Confira o artigo da autora Nancy Cardoso*.
Vou evitar falar de modo muito geral sobre religião e sobre democracia. Um pouco de história é necessário. Somos herdeiras e herdeiros de um projeto de expansão imperial e colonial do século XVI que reforçou estruturas geradoras de desigualdade que ainda hoje – no século XXI – se mostram ativas: capitalismo, racismo e sexismo. São estruturas persistentes que garantem privilégios e estratificação que os ordenamentos políticos posteriores tocaram de modo insuficiente, parcial e contraditório. Na América Latina em geral e no Brasil em particular a ordenação democrática é um verniz superficial que muitas vezes mais esconde do que revela, mais ornamenta do que viabiliza a circulação de poder.
A “democracia” muitas vezes significa um padrão de equivalência com sistemas ideais norte-atlânticos, mantendo o sujeito ocidental/europeu como o critério para a avaliação de processos políticos em cenários de pós-colonialidade e/ou neo-coloniais. Isto é verdade para todos os processos políticos fora do eixo norte-atlântico. Verdade é também que em nome da “democracia” as potências ocidentais norte-atlânticas interferem e interrompem processos que não se espelham no modelo “original”.
Prefiro falar de radicalização da democracia. Aprofundar a democracia que temos pode significar reforçar os impasses da democracia liberal representativa. Reconhecer que nosso projeto de sociedade sempre foi de subalternidade e, as tentativas e alternativas pós-colonial e de-colonial, sempre encontraram feroz resistência da política real – a da propriedade, patrimônio e exclusão – através de golpes e violência contra os modos de organização e participação popular.
Nas palavras de Quijano: a cidadanização, a democratização, a nacionalização não podem ser reais a não ser de modo precário no modelo eurocêntrico de Estado-nação.
A religião jogou e joga papel importante neste cenário.
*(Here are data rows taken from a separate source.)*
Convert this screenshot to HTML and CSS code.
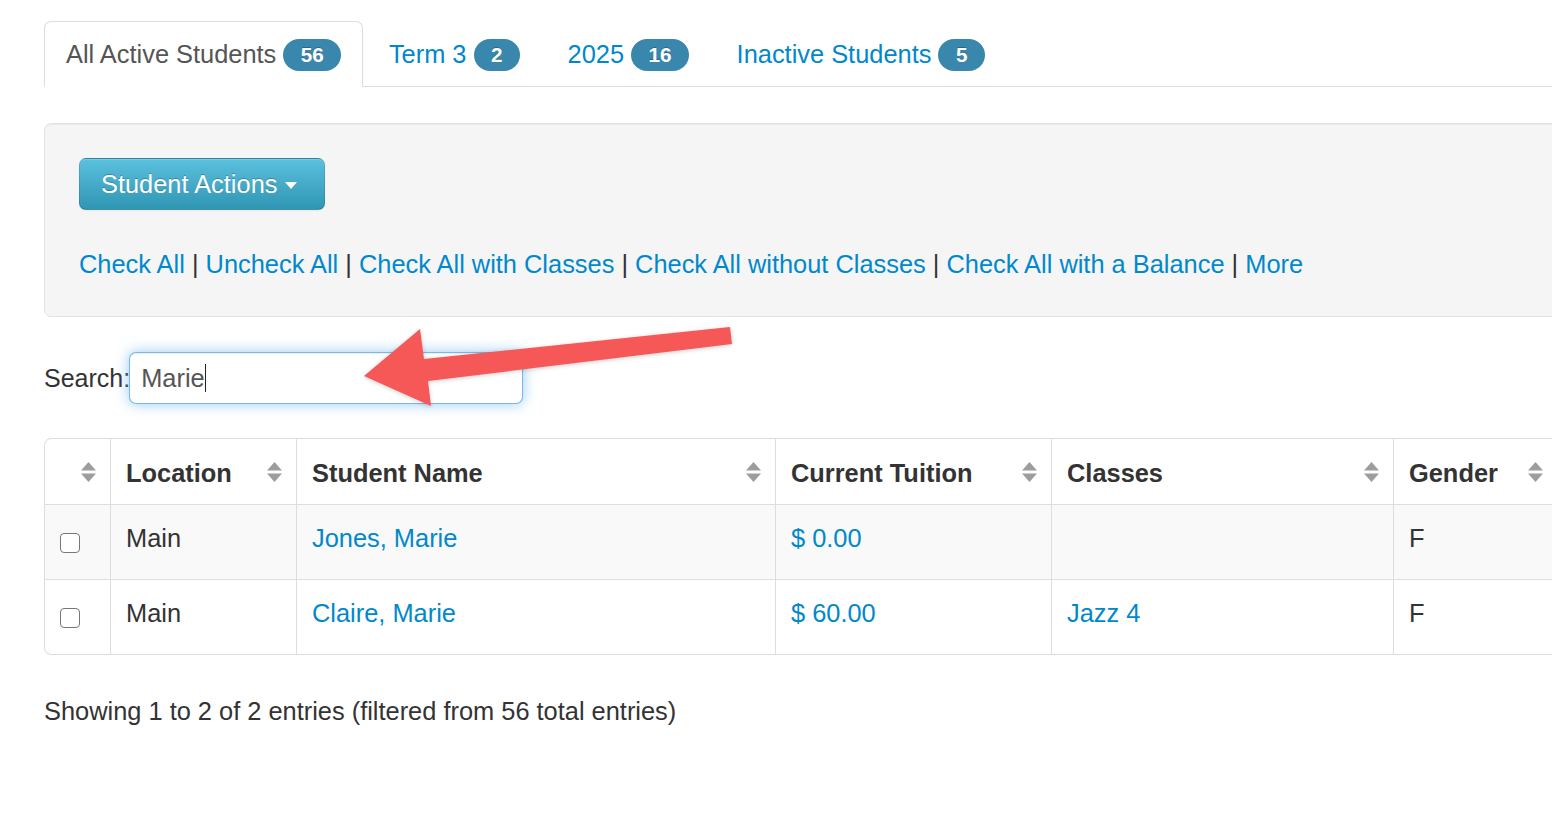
FILE: index.html
```html
<!DOCTYPE html>
<html lang="en">
<head>
<meta charset="utf-8">
<title>Students</title>
<link rel="stylesheet" href="styles.css">
</head>
<body>
<div class="page">
  <ul class="tabs">
    <li class="tab active"><a href="#">All Active Students <span class="badge">56</span></a></li>
    <li class="tab"><a href="#">Term 3 <span class="badge">2</span></a></li>
    <li class="tab"><a href="#">2025 <span class="badge">16</span></a></li>
    <li class="tab"><a href="#">Inactive Students <span class="badge">5</span></a></li>
  </ul>

  <div class="well">
    <button class="btn-info" type="button">Student Actions <span class="caret"></span></button>
    <div class="check-links">
      <a href="#">Check All</a> | <a href="#">Uncheck All</a> | <a href="#">Check All with Classes</a> | <a href="#">Check All without Classes</a> | <a href="#">Check All with a Balance</a> | <a href="#">More</a>
    </div>
  </div>

  <div class="search-row">
    <label class="search-label">Search:</label>
    <div class="search-input">Marie<span class="cursor"></span></div>
  </div>

  <table class="data-table">
    <thead>
      <tr>
        <th class="c1"><div class="th-in th-end"><svg class="sort" viewBox="0 0 15 20"><path d="M0 8.5 L7.5 0 L15 8.5 Z M0 11.5 L15 11.5 L7.5 20 Z"/></svg></div></th>
        <th class="c2"><div class="th-in"><span>Location</span><svg class="sort" viewBox="0 0 15 20"><path d="M0 8.5 L7.5 0 L15 8.5 Z M0 11.5 L15 11.5 L7.5 20 Z"/></svg></div></th>
        <th class="c3"><div class="th-in"><span>Student Name</span><svg class="sort" viewBox="0 0 15 20"><path d="M0 8.5 L7.5 0 L15 8.5 Z M0 11.5 L15 11.5 L7.5 20 Z"/></svg></div></th>
        <th class="c4"><div class="th-in"><span>Current Tuition</span><svg class="sort" viewBox="0 0 15 20"><path d="M0 8.5 L7.5 0 L15 8.5 Z M0 11.5 L15 11.5 L7.5 20 Z"/></svg></div></th>
        <th class="c5"><div class="th-in"><span>Classes</span><svg class="sort" viewBox="0 0 15 20"><path d="M0 8.5 L7.5 0 L15 8.5 Z M0 11.5 L15 11.5 L7.5 20 Z"/></svg></div></th>
        <th class="c6"><div class="th-in"><span>Gender</span><svg class="sort" viewBox="0 0 15 20"><path d="M0 8.5 L7.5 0 L15 8.5 Z M0 11.5 L15 11.5 L7.5 20 Z"/></svg></div></th>
      </tr>
    </thead>
    <tbody>
      <tr class="odd">
        <td><input class="cb" type="checkbox"></td>
        <td>Main</td>
        <td><a href="#">Jones, Marie</a></td>
        <td><a href="#">$ 0.00</a></td>
        <td></td>
        <td>F</td>
      </tr>
      <tr>
        <td><input class="cb" type="checkbox"></td>
        <td>Main</td>
        <td><a href="#">Claire, Marie</a></td>
        <td><a href="#">$ 60.00</a></td>
        <td><a href="#">Jazz 4</a></td>
        <td>F</td>
      </tr>
    </tbody>
  </table>

  <div class="info">Showing 1 to 2 of 2 entries (filtered from 56 total entries)</div>
</div>

<svg class="annotation" viewBox="0 0 1552 824" width="1552" height="824">
  <polygon class="arrow" points="730,327 732,344 428,381 431,406 364,376 420,329 424,359"/>
</svg>
</body>
</html>
```

FILE: styles.css
```css
html, body {
  margin: 0;
  padding: 0;
  background: #fff;
  overflow: hidden;
}

body {
  font-family: "Liberation Sans", Helvetica, Arial, sans-serif;
  font-size: 25.4px;
  line-height: 35px;
  color: #333;
  width: 1552px;
  height: 824px;
  position: relative;
}

a {
  color: #0088cc;
  text-decoration: none;
}

.page {
  margin-left: 44px;
  width: 1560px;
}

/* Tabs */
.tabs {
  list-style: none;
  margin: 21px 0 0 0;
  padding: 0;
  display: flex;
  border-bottom: 1px solid #ddd;
}

.tab {
  margin-bottom: -1px;
  margin-right: 3.5px;
}

.tab a {
  display: block;
  padding: 14.5px 21px 14.5px 21px;
  border: 1px solid transparent;
  border-radius: 7px 7px 0 0;
  line-height: 35px;
  white-space: nowrap;
}

.tab.active a {
  color: #555;
  background: #fff;
  border-color: #ddd;
  border-bottom-color: transparent;
}

.badge {
  display: inline-block;
  background: #3a87ad;
  color: #fff;
  font-weight: bold;
  font-size: 20.7px;
  line-height: 24.5px;
  padding: 3.5px 17.5px;
  border-radius: 16px;
  text-shadow: 0 -1px 0 rgba(0, 0, 0, 0.25);
  vertical-align: 1px;
}

/* Well */
.well {
  margin-top: 36px;
  padding: 34px;
  background: #f5f5f5;
  border: 1px solid #e3e3e3;
  border-radius: 7px;
  box-shadow: inset 0 1px 1px rgba(0, 0, 0, 0.05);
}

.btn-info {
  display: inline-flex;
  align-items: center;
  height: 52px;
  box-sizing: border-box;
  padding: 0 27px 0 21px;
  font-family: inherit;
  font-size: 25.4px;
  color: #fff;
  text-shadow: 0 -1px 0 rgba(0, 0, 0, 0.25);
  background: linear-gradient(to bottom, #5bc0de, #2f96b4);
  border: 1px solid #2a87a3;
  border-color: rgba(0, 0, 0, 0.1) rgba(0, 0, 0, 0.1) rgba(0, 0, 0, 0.25);
  border-radius: 7px;
  box-shadow: inset 0 1px 0 rgba(255, 255, 255, 0.2), 0 1px 2px rgba(0, 0, 0, 0.05);
  cursor: pointer;
}

.caret {
  display: inline-block;
  width: 0;
  height: 0;
  margin-left: 8px;
  border-top: 7px solid #fff;
  border-left: 6.5px solid transparent;
  border-right: 6.5px solid transparent;
  margin-top: 2px;
}

.check-links {
  margin-top: 36px;
  line-height: 36px;
  white-space: nowrap;
}

/* Search */
.search-row {
  margin-top: 35px;
  display: flex;
  align-items: center;
}

.search-label {
  font-size: 25px;
}

.search-input {
  box-sizing: border-box;
  width: 394px;
  height: 52px;
  padding: 0 11px;
  margin-left: -1px;
  display: flex;
  align-items: center;
  font-size: 25.4px;
  color: #555;
  background: #fff;
  border: 1px solid rgba(82, 168, 236, 0.8);
  border-radius: 7px;
  box-shadow: inset 0 1px 1px rgba(0, 0, 0, 0.075), 0 0 14px rgba(82, 168, 236, 0.6);
}

.cursor {
  display: inline-block;
  width: 1.5px;
  height: 28px;
  background: #222;
  margin-left: 0;
}

/* Table */
.data-table {
  margin-top: 34px;
  border-collapse: separate;
  border-spacing: 0;
  table-layout: fixed;
  width: 1549px;
  border: 1px solid #ddd;
  border-left: 0;
  border-radius: 7px 0 0 7px;
}

.data-table th,
.data-table td {
  box-sizing: border-box;
  border-left: 1px solid #ddd;
  text-align: left;
  vertical-align: middle;
  line-height: 35px;
  white-space: nowrap;
}

.data-table th {
  height: 65px;
  padding: 4px 14px 0 15px;
  font-weight: bold;
  color: #333;
}

.data-table td {
  height: 75px;
  padding: 0 15px 7px 15px;
  border-top: 1px solid #ddd;
}

.data-table th:first-child {
  border-top-left-radius: 7px;
}

.data-table tr:last-child td:first-child {
  border-bottom-left-radius: 7px;
}

.data-table tbody tr.odd td {
  background: #f9f9f9;
}

.c1 { width: 66px; }
.c2 { width: 186px; }
.c3 { width: 479px; }
.c4 { width: 276px; }
.c5 { width: 342px; }
.c6 { width: 200px; }

.th-in {
  display: flex;
  align-items: center;
  justify-content: space-between;
}

.th-end {
  justify-content: flex-end;
}

.sort {
  width: 15px;
  height: 20px;
  fill: #9d9d9d;
  flex: none;
  margin-top: -3px;
}

.data-table th.c6 .th-in {
  justify-content: flex-start;
}

.data-table th.c6 .sort {
  margin-left: 30px;
}

.cb {
  -webkit-appearance: none;
  appearance: none;
  width: 20px;
  height: 20px;
  margin: 9px 0 0 0;
  box-sizing: border-box;
  border: 1.5px solid #777;
  border-radius: 4px;
  background: #fff;
  display: block;
}

.info {
  margin-top: 39px;
  line-height: 35px;
}

/* Annotation overlay */
.annotation {
  position: absolute;
  left: 0;
  top: 0;
  pointer-events: none;
}

.arrow {
  fill: #f65757;
  filter: drop-shadow(0 1px 2px rgba(0, 0, 0, 0.2));
}
```
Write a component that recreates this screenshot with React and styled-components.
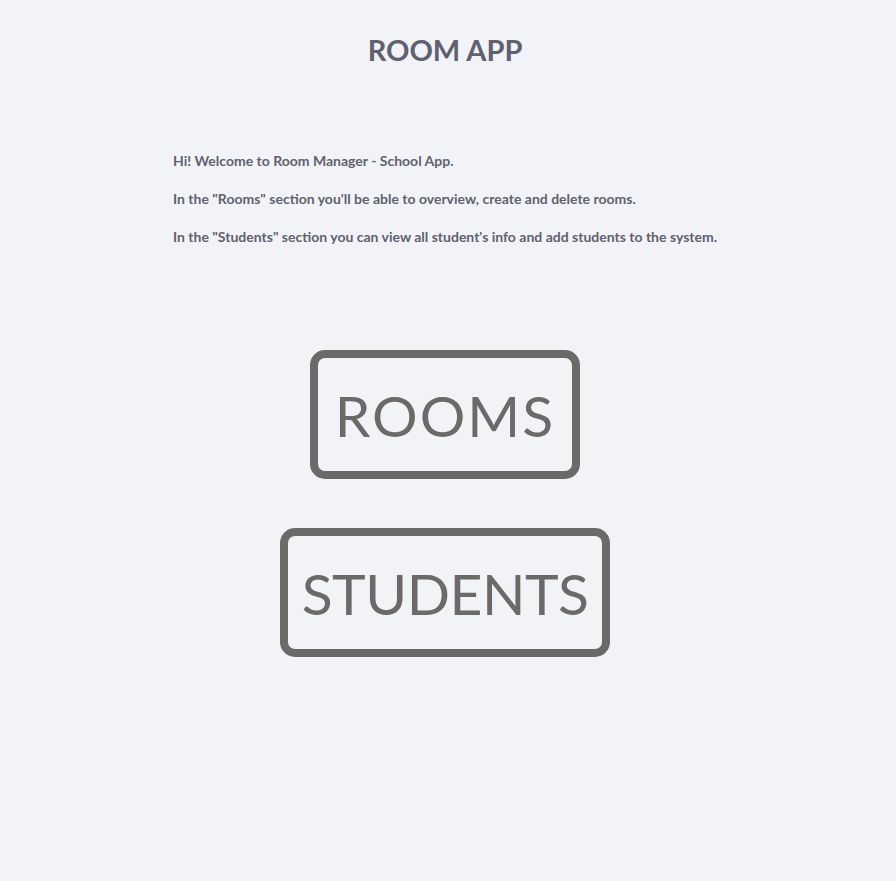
import React from "react";
import styled, { createGlobalStyle } from "styled-components";

const Global = createGlobalStyle`
  html, body { margin: 0; padding: 0; background: #f2f3f7; }
  body { font-family: "Lato", "Liberation Sans", sans-serif; }
`;

const Page = styled.div`
  width: 890px;
  min-height: 881px;
  display: flex;
  flex-direction: column;
  align-items: center;
  background: #f2f3f7;
`;

const Title = styled.h1`
  margin: 32px 0 0;
  font-size: 29px;
  font-weight: 700;
  color: #5f6170;
  line-height: 36px;
`;

const Intro = styled.div`
  margin-top: 84px;
  width: 544px;
  display: flex;
  flex-direction: column;
  gap: 20px;
`;

const Line = styled.p`
  margin: 0;
  font-size: 14px;
  font-weight: 700;
  line-height: 18px;
  color: #5f6170;
  white-space: nowrap;
`;

const Menu = styled.div`
  margin-top: 104px;
  display: flex;
  flex-direction: column;
  align-items: center;
  gap: 49px;
`;

const BigButton = styled.button`
  box-sizing: border-box;
  height: 129px;
  width: ${(p) => p.$w}px;
  border: 8px solid #6b6a69;
  border-radius: 15px;
  background: transparent;
  color: #6b6a69;
  font-family: "Lato", "Liberation Sans", sans-serif;
  font-size: 57px;
  font-weight: 400;
  letter-spacing: ${(p) => p.$ls}px;
  display: flex;
  align-items: center;
  justify-content: center;
  padding: 0;
  cursor: pointer;
`;

export default function App() {
  return (
    <>
      <Global />
      <Page>
        <Title>ROOM APP</Title>
        <Intro>
          <Line>Hi! Welcome to Room Manager - School App.</Line>
          <Line>In the "Rooms" section you'll be able to overview, create and delete rooms.</Line>
          <Line>In the "Students" section you can view all student's info and add students to the system.</Line>
        </Intro>
        <Menu>
          <BigButton $w={270} $ls={2}>ROOMS</BigButton>
          <BigButton $w={330} $ls={-0.5}>STUDENTS</BigButton>
        </Menu>
      </Page>
    </>
  );
}
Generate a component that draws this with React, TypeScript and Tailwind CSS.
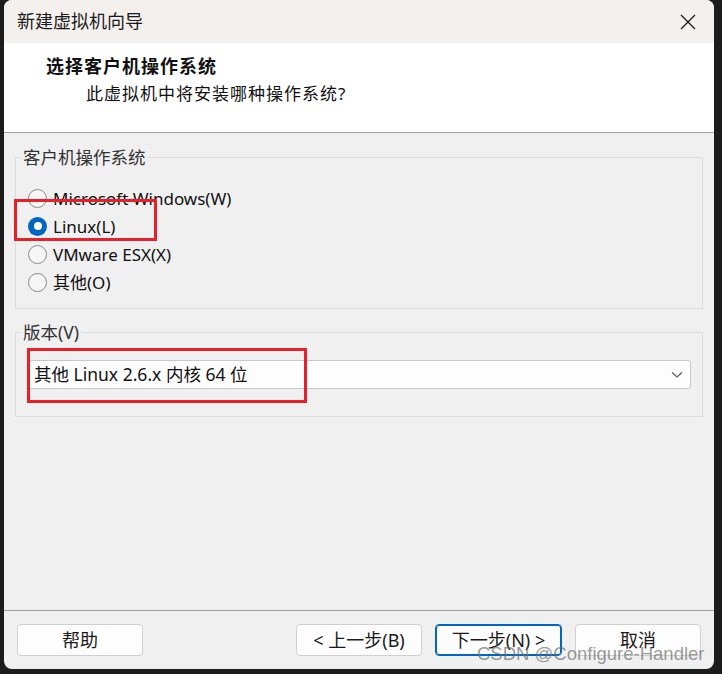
import React from "react";

const cjk = "font-['Noto_Sans','Noto_Sans_CJK_SC',sans-serif]";

const osOptions = [
  { label: "Microsoft Windows(W)", checked: false },
  { label: "Linux(L)", checked: true },
  { label: "VMware ESX(X)", checked: false },
  { label: "其他(O)", checked: false },
];

const Radio = ({ label, checked }: { label: string; checked: boolean }) => (
  <div className="flex h-[28px] items-center gap-[6px]">
    {checked ? (
      <span className="flex h-[19px] w-[19px] items-center justify-center rounded-full bg-[#0067c0]">
        <span className="h-[8px] w-[8px] rounded-full bg-white" />
      </span>
    ) : (
      <span className="h-[19px] w-[19px] rounded-full border border-[#8a8a8a] bg-[#f6f6f6]" />
    )}
    <span className="text-[17px] leading-none text-[#111]">{label}</span>
  </div>
);

const Button = ({
  children,
  primary,
}: {
  children: React.ReactNode;
  primary?: boolean;
}) => (
  <button
    className={
      primary
        ? "flex h-[32px] w-[127px] items-center justify-center rounded-[4px] border border-[#0067c0] bg-[#fdfdfd] text-[18px] text-[#1a1a1a] shadow-[inset_0_0_0_1px_#0067c0]"
        : "flex h-[32px] w-[126px] items-center justify-center rounded-[4px] border border-[#d0d0d0] bg-[#fdfdfd] text-[18px] text-[#1a1a1a]"
    }
  >
    {children}
  </button>
);

export default function App() {
  return (
    <div className={`h-[674px] w-[722px] bg-[#1c1c1c] pl-[4px] ${cjk}`}>
      <div className="relative flex h-[669px] w-[710px] flex-col overflow-hidden rounded-[8px] bg-[#f0f0f0]">
        {/* title bar */}
        <div className="flex h-[43px] shrink-0 items-center justify-between bg-[#f4f0ed] pl-[13px] pr-[16px]">
          <span className="text-[18px] text-[#1a1a1a]">新建虚拟机向导</span>
          <svg width="18" height="18" viewBox="0 0 18 18" className="mr-[1px]">
            <path d="M2 2 L16 16 M16 2 L2 16" stroke="#1a1a1a" strokeWidth="1.3" fill="none" />
          </svg>
        </div>

        {/* header */}
        <div className="h-[90px] shrink-0 border-b border-[#a0a0a0] bg-white">
          <div className="pl-[42px] pt-[12px] text-[18px] font-bold leading-[22px] tracking-[1px] text-[#111]">
            选择客户机操作系统
          </div>
          <div className="pl-[82px] pt-[6px] text-[17px] leading-[22px] tracking-[1px] text-[#111]">
            此虚拟机中将安装哪种操作系统?
          </div>
        </div>

        {/* body */}
        <div className="flex-1 border-b border-[#a0a0a0] px-[11px] pt-[12px]">
          <fieldset className="border border-[#dcdcdc] pb-[12px] pl-[12px] pt-[15px]">
            <legend className="-ml-[7px] px-[2px] text-[17.5px] leading-[24px] text-[#333]">
              客户机操作系统
            </legend>
            {osOptions.map((o) => (
              <Radio key={o.label} label={o.label} checked={o.checked} />
            ))}
          </fieldset>

          <fieldset className="mt-[11px] border border-[#dcdcdc] pb-[27px] pl-[12px] pr-[11px] pt-[16px]">
            <legend className="-ml-[7px] px-[2px] text-[17.5px] leading-[24px] text-[#333]">
              版本(V)
            </legend>
            <div className="flex h-[29px] items-center justify-between rounded-[3px] border border-[#c8c8c8] bg-[#fdfdfd] pl-[5px] pr-[7px]">
              <span className="text-[17.5px] text-[#111]">其他 Linux 2.6.x 内核 64 位</span>
              <svg width="12" height="8" viewBox="0 0 12 8">
                <path d="M1 1.5 L6 6 L11 1.5" stroke="#5a5a5a" strokeWidth="1.2" fill="none" />
              </svg>
            </div>
          </fieldset>
        </div>

        {/* footer */}
        <div className="flex h-[58px] shrink-0 items-start justify-between px-[13px] pt-[13px]">
          <Button>帮助</Button>
          <div className="flex gap-[13px]">
            <Button>&lt; 上一步(B)</Button>
            <Button primary>下一步(N) &gt;</Button>
            <Button>取消</Button>
          </div>
        </div>

        {/* annotation boxes */}
        <div className="absolute left-[10px] top-[199px] h-[42px] w-[143px] border-[3px] border-[#e8202a]" />
        <div className="absolute left-[23px] top-[348px] h-[55px] w-[280px] border-[3px] border-[#e8202a]" />

        {/* watermark */}
        <div className="absolute left-[473px] top-[642px] font-['Liberation_Sans',sans-serif] text-[18.5px] leading-[24px] text-[rgba(110,110,110,0.7)]">
          CSDN @Configure-Handler
        </div>
      </div>
    </div>
  );
}
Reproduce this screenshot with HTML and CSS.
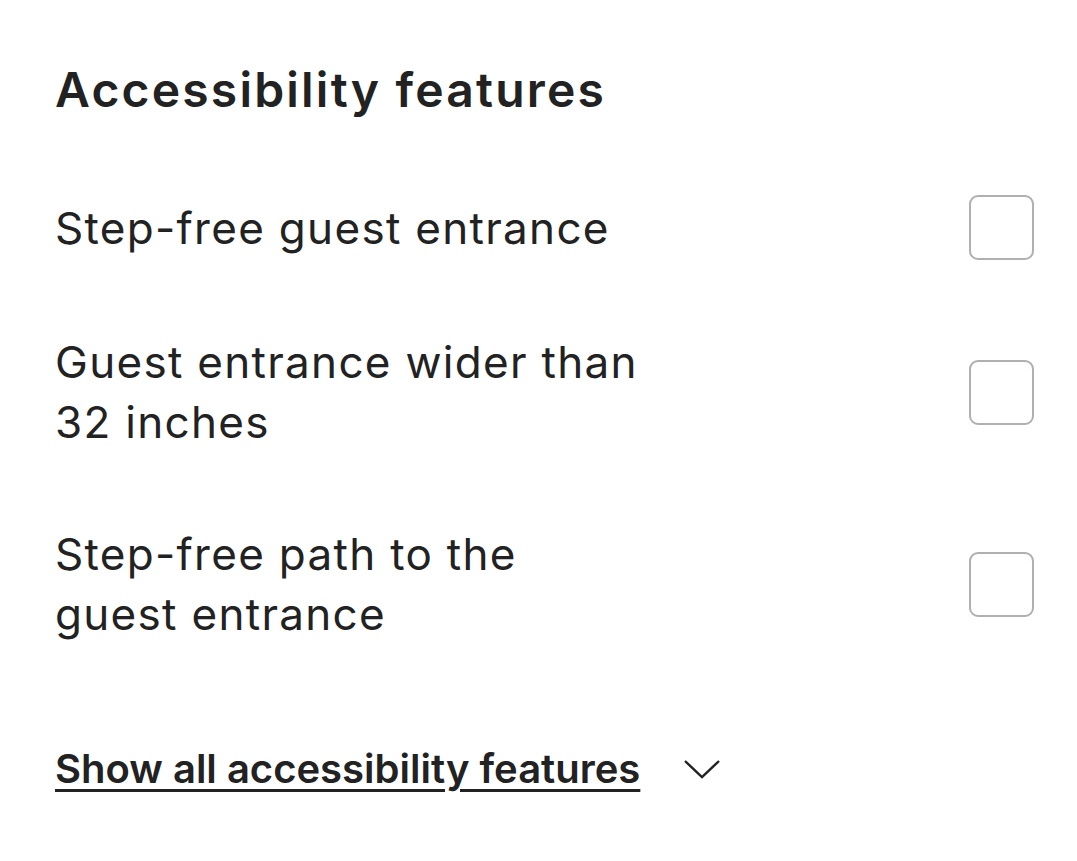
FILE: index.html
```html
<!DOCTYPE html>
<html lang="en">
<head>
  <meta charset="UTF-8" />
  <meta name="viewport" content="width=device-width, initial-scale=1.0"/>
  <title>Accessibility features</title>
  <link rel="stylesheet" href="styles.css">
</head>
<body>
  <section class="panel">
    <h2 class="title">Accessibility features</h2>

    <ul class="features">
      <li class="feature">
        <label for="f1">Step-free guest entrance</label>
        <input type="checkbox" id="f1" class="box" />
      </li>
      <li class="feature">
        <label for="f2">Guest entrance wider than 32 inches</label>
        <input type="checkbox" id="f2" class="box" />
      </li>
      <li class="feature">
        <label for="f3">Step-free path to the guest entrance</label>
        <input type="checkbox" id="f3" class="box" />
      </li>
    </ul>

    <button type="button" class="show-all">
      <span>Show all accessibility features</span>
      <svg class="chevron" viewBox="0 0 36 20" width="36" height="20" aria-hidden="true">
        <path d="M1 2 L18 18 L35 2" fill="none" stroke="#222" stroke-width="2.4" />
      </svg>
    </button>
  </section>
</body>
</html>
```

FILE: styles.css
```css
body {
  margin: 0;
  background: #fff;
  color: #222;
  font-family: Inter, "Noto Sans", sans-serif;
}
.panel {
  padding: 58px 43px 40px 55px;
}
.title {
  margin: 0;
  font-size: 48px;
  font-weight: 600;
  line-height: 64px;
  letter-spacing: 2.2px;
}
.features {
  list-style: none;
  margin: 37px 0 0;
  padding: 0;
}
.feature {
  display: flex;
  align-items: center;
  justify-content: space-between;
  padding: 36px 0;
}
.feature label {
  max-width: 590px;
  font-size: 44px;
  line-height: 60px;
  letter-spacing: 1.3px;
}
.box {
  appearance: none;
  box-sizing: border-box;
  width: 65px;
  height: 65px;
  margin: 0;
  border: 2px solid #b0b0b0;
  border-radius: 9px;
  background: #fff;
  flex-shrink: 0;
}
.show-all {
  display: flex;
  align-items: center;
  gap: 44px;
  margin-top: 64px;
  padding: 0;
  border: 0;
  background: none;
  color: #222;
  font-family: inherit;
  font-size: 40px;
  font-weight: 600;
}
.show-all span {
  text-decoration: underline;
  text-decoration-thickness: 3px;
  text-underline-offset: 6px;
}
```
O cristianismo foi e é agência de colonialidade. Fomos mal evangelizados porque evangelizados à força e as relações mantidas de “religião” com o estado nunca foram reformadas ou alteradas. Foram feitas emendas. Foi usado um verniz de estado laico. Mas no Brasil o cristianismo nunca deixou de ser religião do estado e, por isso mesmo, um dos elementos de reprodução da subalternidade entre nós.
- Aprofunde a leitura:
Fontes e caminhos ecofeministas
Roteiros para estudo bíblico sobre água – profecia e religião
Remover pedras, plantar roseiras, fazer doces – por um ecossocialismo feminista
Este olhar crítico – e autocrítico – sobre o cristianismo e suas relações de poder é vital para qualquer tentativa de radicalização da democracia. Os agentes das hierarquias não aceitam este processo de crítica, o que consideram uma relativização de suas verdades absolutas. Neste sentido a grande maioria das expressões cristãs entre nós acredita que democracia demais atrapalha o absoluto da fé e seus privilégios. A disputa pelos espaços políticos de representação revelam esta voracidade das hierarquias em manter seu status, mantendo o modelo de sociedade desigual e violento. A voracidade da bancada evangélica é aquela de querer ser e ter todo o status que a igreja católica romana sempre teve.
O modo de lidar com isso é o de radicalizar a democracia, enfrentando todos os mecanismos de desigualdade. O cristianismo vai ter que aprender a ser uma religião entre outras. Entre a democracia que temos (tida como universal mas mantida pela desigualdade e subalternidade) e a democracia que queremos (pluri-versal, que garanta modelos locais de modo de vida e de participação) a religião também precisa respirar a diversidade e a pluriversalidade.
Religiões de matriz africana
Teologias cristãs
As teologias cristãs se não assumirem o ponto da autocrítica continuam sendo reforço de desigualdades históricas e estruturais. Sem esta auto reflexividade crítica toda teologia e toda leitura da bíblia vai continuar sendo elemento de normalização do cristianismo como “bagagem cultural” do modelo de sociedade capitalista, sexista e racista. Entre nós o esforço da teologia da libertação foi e continua sendo expressão contemporânea desta autocrítica fundamental. As igrejas não são democráticas, continuam convivendo com esquemas de poder vincadas por privilégios, hierarquias e sem circulação de poder. As igrejas não são um espaço de democracia! Por isso a autocrítica é urgente e essencial. Para isso é preciso libertar a teologia!
Aqui também o caráter pós-colonial e de-colonial é importante. Uma libertação da teologia que já não toma as medidas dos grandes autores e seus sistemas como modelo a ser copiado, ou interlocutores indispensáveis da tarefa teológica. As teologias entre nós continuam a ser sexistas e racistas porque não desistiram de ser expressão de poder e não se abriram ao léxico das lutas populares. Continuam a ser reforço do colonialismo/imperialismo do conhecimento e da linguagem.